Dans la même veine, l’ex-communiste Sydney Hook remarquait : « C’est comme s’ils n’avaient aucune racine dans et aucune connaissance de la société qu’ils voulaient transformer ». On constatait la même chose en Pologne, où même les efforts des communistes les plus « désethnicisés » étaient inhibés par les attitudes juives traditionnelles de morgue lointaine à l’endroit de la culture polonaise traditionnelle.
Une fois admis au parti, quantité de non-Juifs étaient repoussés par son atmosphère hautement intellectuelle, et le quittaient. À supposer que le radicalisme de gauche soit bien un judaïsme laïcisé et comme le laisse présager la théorie de l’identité sociale, on trouve des preuves d’une attitude hostile aux Gentils au sein de ces organisations : « Chez les intellectuels juifs et gauchistes, on trouvait un mélange d’hostilité et de supériorité vis-à-vis des Gentils » (Liebman, op. cit. p. 534).
Au Parti Communiste, il y avait aussi une séparation ethnique entre Juifs et Noirs, laquelle provenait pour beaucoup de « l’attitude paternaliste et missionnaire » des cadres juifs (Lyons, op. cit. p. 80). « Dans les rapports entre Noirs et Juifs, les Juifs jouaient toujours le rôle d’ « assistant », d’ « enseignant » et de « guide » pour les Noirs.

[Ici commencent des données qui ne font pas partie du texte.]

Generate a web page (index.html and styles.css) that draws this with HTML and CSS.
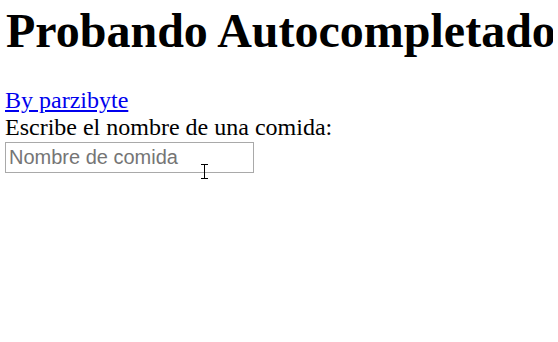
FILE: index.html
```html
<!DOCTYPE html>
<html lang="es">
<head>
<meta charset="utf-8">
<title>Probando Autocompletado</title>
<link rel="stylesheet" href="styles.css">
</head>
<body>
<h1 class="title">Probando Autocompletado</h1>
<a class="author" href="#">By parzibyte</a>
<label class="label" for="comida">Escribe el nombre de una comida:</label>
<div class="field">
  <input id="comida" class="input" type="text" placeholder="Nombre de comida">
  <span class="cursor" aria-hidden="true"></span>
</div>
</body>
</html>
```
FILE: styles.css
```css
html, body {
  background: #fff;
}
html {
  min-height: 100%;
}
body {
  margin: 0 5px;
  min-height: 342px;
  font-family: "Liberation Serif", "Times New Roman", serif;
  font-size: 24px;
  color: #000;
}
.title {
  font-size: 48px;
  font-weight: bold;
  margin: 3px 0 29px 1px;
  line-height: normal;
  white-space: nowrap;
}
.author {
  display: block;
  width: max-content;
  color: #0000ee;
  text-decoration: underline;
  line-height: normal;
}
.label {
  display: block;
  line-height: normal;
}
.field {
  position: relative;
  margin-top: 1px;
  padding-bottom: 12px;
  width: max-content;
}
.input {
  box-sizing: border-box;
  display: block;
  width: 249px;
  height: 31px;
  margin: 0;
  padding: 1px 3px;
  border: 1px solid #a9a9a9;
  background: #fff;
  font-family: "Liberation Sans", Arial, sans-serif;
  font-size: 20px;
  color: #000;
  outline: none;
}
.input::placeholder {
  color: #757575;
  opacity: 1;
}
.cursor {
  position: absolute;
  z-index: 2;
  left: 199px;
  top: 22px;
  width: 1px;
  height: 15px;
  background: #000;
}
.cursor::before,
.cursor::after {
  content: "";
  position: absolute;
  left: -3px;
  width: 7px;
  height: 1px;
  background: #000;
}
.cursor::before {
  top: 0;
}
.cursor::after {
  bottom: 0;
}
```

Nombre d’intellectuels noirs cessèrent de courtiser le Parti Communiste, agacés par les communistes, mais aussi par les Juifs qui, disaient-ils, les prenaient de haut. « Comment le nègre moyen pourrait-il comprendre les exigences du système capitaliste, telles qu’elles s’appliquent indifféremment aux Juifs et aux Gentils d’Amérique […] étant donné que ces deux groupes se comportent étrangement comme des Aryens hitlériens dès qu’il est question des colorés ? » demandait Langston Hughes, échaudé après une querelle avec des communistes juifs.
Cette condescendance des militants radicaux juifs du mouvement des droits civils a été identifiée comme une source de la vague actuelle d’antisémitisme chez les Afro-américains.